#### [Aim]
Make an exact copy of the data below, leaving out every picture.

= = = =

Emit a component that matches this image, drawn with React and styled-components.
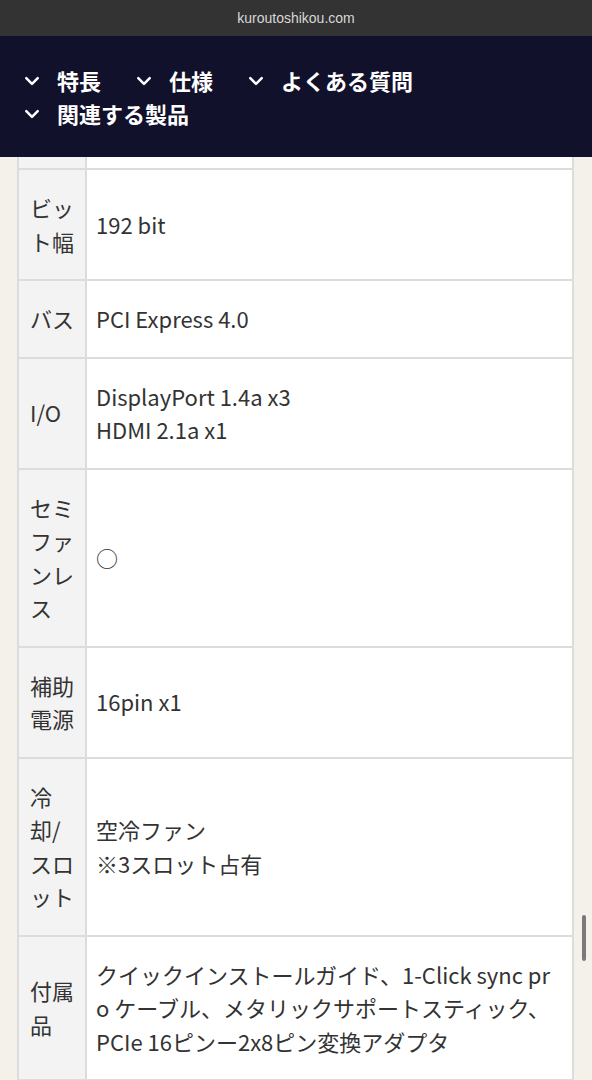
import React from 'react'
import styled, { createGlobalStyle } from 'styled-components';

const GlobalStyle = createGlobalStyle`
  html, body {
    margin: 0;
    padding: 0;
    background: #f4f1eb;
  }
  body {
    font-family: "Noto Sans CJK JP", "Noto Sans", sans-serif;
    color: #333;
  }
`;

const navItems = ['特長', '仕様', 'よくある質問', '関連する製品'];

const specs = [
  { label: 'ビット幅', value: ['192 bit'] },
  { label: 'バス', value: ['PCI Express 4.0'] },
  { label: 'I/O', value: ['DisplayPort 1.4a x3', 'HDMI 2.1a x1'] },
  { label: 'セミファンレス', value: ['○'] },
  { label: '補助電源', value: ['16pin x1'] },
  { label: '冷却/スロット', value: ['空冷ファン', '※3スロット占有'] },
  {
    label: '付属品',
    value: ['クイックインストールガイド、1-Click sync pro ケーブル、メタリックサポートスティック、PCIe 16ピンー2x8ピン変換アダプタ'],
  },
];

const Chevron = () => (
  <ChevronSvg viewBox="0 0 14 10" aria-hidden="true">
    <path d="M2 2.5 L7 7.5 L12 2.5" fill="none" stroke="#fff" strokeWidth="2.2" strokeLinecap="round" strokeLinejoin="round" />
  </ChevronSvg>
);

export default function App() {
  return (
    <Screen>
      <GlobalStyle />
      <UrlBar>kuroutoshikou.com</UrlBar>
      <Nav>
        {navItems.map((item) => (
          <NavItem key={item}>
            <Chevron />
            <span>{item}</span>
          </NavItem>
        ))}
      </Nav>
      <Content>
        <SpecTable>
          <colgroup>
            <Col $w="68px" />
            <col />
          </colgroup>
          <tbody>
            <tr>
              <LabelCell $stub />
              <ValueCell $stub />
            </tr>
            {specs.map((row) => (
              <tr key={row.label}>
                <LabelCell>{row.label}</LabelCell>
                <ValueCell>
                  {row.value.map((line, i) => (
                    <Line key={i}>{line}</Line>
                  ))}
                </ValueCell>
              </tr>
            ))}
          </tbody>
        </SpecTable>
      </Content>
      <ScrollThumb />
    </Screen>
  )
}

const Screen = styled.div`
  position: relative;
  width: 592px;
  height: 1080px;
  overflow: hidden;
  background: #f4f1eb;
`;

const UrlBar = styled.div`
  height: 36px;
  background: #333333;
  color: #d8d8d8;
  font-family: "Liberation Sans", "Noto Sans", sans-serif;
  font-size: 14px;
  display: flex;
  align-items: center;
  justify-content: center;
`;

const Nav = styled.nav`
  height: 121px;
  box-sizing: border-box;
  background: #11112b;
  padding: 28px 20px 0 24px;
  display: flex;
  flex-wrap: wrap;
  align-content: flex-start;
  column-gap: 35px;
`;

const NavItem = styled.div`
  display: flex;
  align-items: center;
  gap: 17px;
  color: #fff;
  font-size: 22px;
  font-weight: 700;
  line-height: 33px;
`;

const ChevronSvg = styled.svg`
  width: 16px;
  height: 12px;
  flex: none;
`;

const Content = styled.div`
  padding: 0 18px 0 17px;
`;

const SpecTable = styled.table`
  width: 100%;
  border-collapse: collapse;
  table-layout: fixed;
  font-size: 22px;
  line-height: 33.5px;
`;

const Col = styled.col`
  width: ${(p) => p.$w};
`;

const LabelCell = styled.th`
  padding: ${(p) => (p.$stub ? '0' : '21px 10px 21px 11px')};
  height: ${(p) => (p.$stub ? '11px' : 'auto')};
  background: #f3f3f3;
  border: 2px solid #dcdcdc;
  border-top: ${(p) => (p.$stub ? 'none' : '2px solid #dcdcdc')};
  text-align: left;
  font-weight: 400;
  color: #333;
  vertical-align: middle;
`;

const ValueCell = styled.td`
  padding: ${(p) => (p.$stub ? '0' : '21px 12px 21px 9px')};
  background: #fff;
  border: 2px solid #dcdcdc;
  border-top: ${(p) => (p.$stub ? 'none' : '2px solid #dcdcdc')};
  color: #333;
  vertical-align: middle;
  word-break: break-all;
`;

const Line = styled.div``;

const ScrollThumb = styled.div`
  position: absolute;
  right: 6px;
  top: 915px;
  width: 4px;
  height: 46px;
  border-radius: 2px;
  background: #7a7a7a;
`;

= = = =

#### [Written solution]
Emit a component that matches this image, drawn with React and styled-components.
import React from 'react'
import styled, { createGlobalStyle } from 'styled-components';

const GlobalStyle = createGlobalStyle`
  html, body {
    margin: 0;
    padding: 0;
    background: #f4f1eb;
  }
  body {
    font-family: "Noto Sans CJK JP", "Noto Sans", sans-serif;
    color: #333;
  }
`;

const navItems = ['特長', '仕様', 'よくある質問', '関連する製品'];

const specs = [
  { label: 'ビット幅', value: ['192 bit'] },
  { label: 'バス', value: ['PCI Express 4.0'] },
  { label: 'I/O', value: ['DisplayPort 1.4a x3', 'HDMI 2.1a x1'] },
  { label: 'セミファンレス', value: ['○'] },
  { label: '補助電源', value: ['16pin x1'] },
  { label: '冷却/スロット', value: ['空冷ファン', '※3スロット占有'] },
  {
    label: '付属品',
    value: ['クイックインストールガイド、1-Click sync pro ケーブル、メタリックサポートスティック、PCIe 16ピンー2x8ピン変換アダプタ'],
  },
];

const Chevron = () => (
  <ChevronSvg viewBox="0 0 14 10" aria-hidden="true">
    <path d="M2 2.5 L7 7.5 L12 2.5" fill="none" stroke="#fff" strokeWidth="2.2" strokeLinecap="round" strokeLinejoin="round" />
  </ChevronSvg>
);

export default function App() {
  return (
    <Screen>
      <GlobalStyle />
      <UrlBar>kuroutoshikou.com</UrlBar>
      <Nav>
        {navItems.map((item) => (
          <NavItem key={item}>
            <Chevron />
            <span>{item}</span>
          </NavItem>
        ))}
      </Nav>
      <Content>
        <SpecTable>
          <colgroup>
            <Col $w="68px" />
            <col />
          </colgroup>
          <tbody>
            <tr>
              <LabelCell $stub />
              <ValueCell $stub />
            </tr>
            {specs.map((row) => (
              <tr key={row.label}>
                <LabelCell>{row.label}</LabelCell>
                <ValueCell>
                  {row.value.map((line, i) => (
                    <Line key={i}>{line}</Line>
                  ))}
                </ValueCell>
              </tr>
            ))}
          </tbody>
        </SpecTable>
      </Content>
      <ScrollThumb />
    </Screen>
  )
}

const Screen = styled.div`
  position: relative;
  width: 592px;
  height: 1080px;
  overflow: hidden;
  background: #f4f1eb;
`;

const UrlBar = styled.div`
  height: 36px;
  background: #333333;
  color: #d8d8d8;
  font-family: "Liberation Sans", "Noto Sans", sans-serif;
  font-size: 14px;
  display: flex;
  align-items: center;
  justify-content: center;
`;

const Nav = styled.nav`
  height: 121px;
  box-sizing: border-box;
  background: #11112b;
  padding: 28px 20px 0 24px;
  display: flex;
  flex-wrap: wrap;
  align-content: flex-start;
  column-gap: 35px;
`;

const NavItem = styled.div`
  display: flex;
  align-items: center;
  gap: 17px;
  color: #fff;
  font-size: 22px;
  font-weight: 700;
  line-height: 33px;
`;

const ChevronSvg = styled.svg`
  width: 16px;
  height: 12px;
  flex: none;
`;

const Content = styled.div`
  padding: 0 18px 0 17px;
`;

const SpecTable = styled.table`
  width: 100%;
  border-collapse: collapse;
  table-layout: fixed;
  font-size: 22px;
  line-height: 33.5px;
`;

const Col = styled.col`
  width: ${(p) => p.$w};
`;

const LabelCell = styled.th`
  padding: ${(p) => (p.$stub ? '0' : '21px 10px 21px 11px')};
  height: ${(p) => (p.$stub ? '11px' : 'auto')};
  background: #f3f3f3;
  border: 2px solid #dcdcdc;
  border-top: ${(p) => (p.$stub ? 'none' : '2px solid #dcdcdc')};
  text-align: left;
  font-weight: 400;
  color: #333;
  vertical-align: middle;
`;

const ValueCell = styled.td`
  padding: ${(p) => (p.$stub ? '0' : '21px 12px 21px 9px')};
  background: #fff;
  border: 2px solid #dcdcdc;
  border-top: ${(p) => (p.$stub ? 'none' : '2px solid #dcdcdc')};
  color: #333;
  vertical-align: middle;
  word-break: break-all;
`;

const Line = styled.div``;

const ScrollThumb = styled.div`
  position: absolute;
  right: 6px;
  top: 915px;
  width: 4px;
  height: 46px;
  border-radius: 2px;
  background: #7a7a7a;
`;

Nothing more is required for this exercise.